A LOCAL LEGEND'S LEGACY
As one of the original pioneers of the Jackson Hole Air Force—a legendary group of boundary-pushing skiers who worked to open the backcountry of Jackson Hole Mountain Resort—Rick Hunt grew up skiing on Snow King Mountain.
“In those days, all the youngsters aspired to be ski racers or cowboys in the rodeo,” he says. “The high school team got out of school at one in the afternoon for training.
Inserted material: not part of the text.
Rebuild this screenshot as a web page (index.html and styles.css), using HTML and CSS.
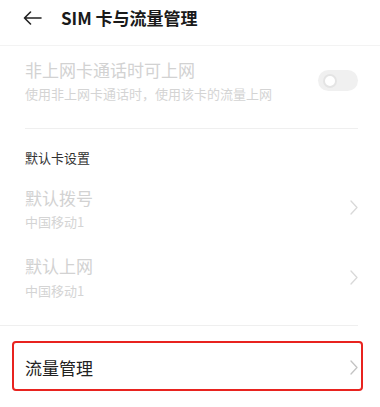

Back then, a lot of us still wore Levi’s skiing, and it was cold.”
As an adult, Hunt served on the club’s board for nine years, and was a vital force in the Building Our Base Campaign in 2013 which led to a state grant to purchase 22 snow guns and install lighting along the slopes and trails for night skiing. “It was a pivotal moment in Snow King’s sustainability path,” Hunt says. For the past 16 years, Hunt has also been the main sponsor of the Town Downhill race. He still skis in it, and placed third in the over-50 category last year.
Now one of the 10 living original Jackson Hole Air Force members, Hunt looks optimistically to the future of the historic club.
“We are entering a new phase,” he says. “It’s not as cowboy as it used to be, but still such a beneficial program to the community and the kids, shaping their character and teaching them accountability and life lessons. The key element is that we are a grassroots ski club, and we want to give every person in our community the opportunity to try skiing, ski racing, and winter sports.”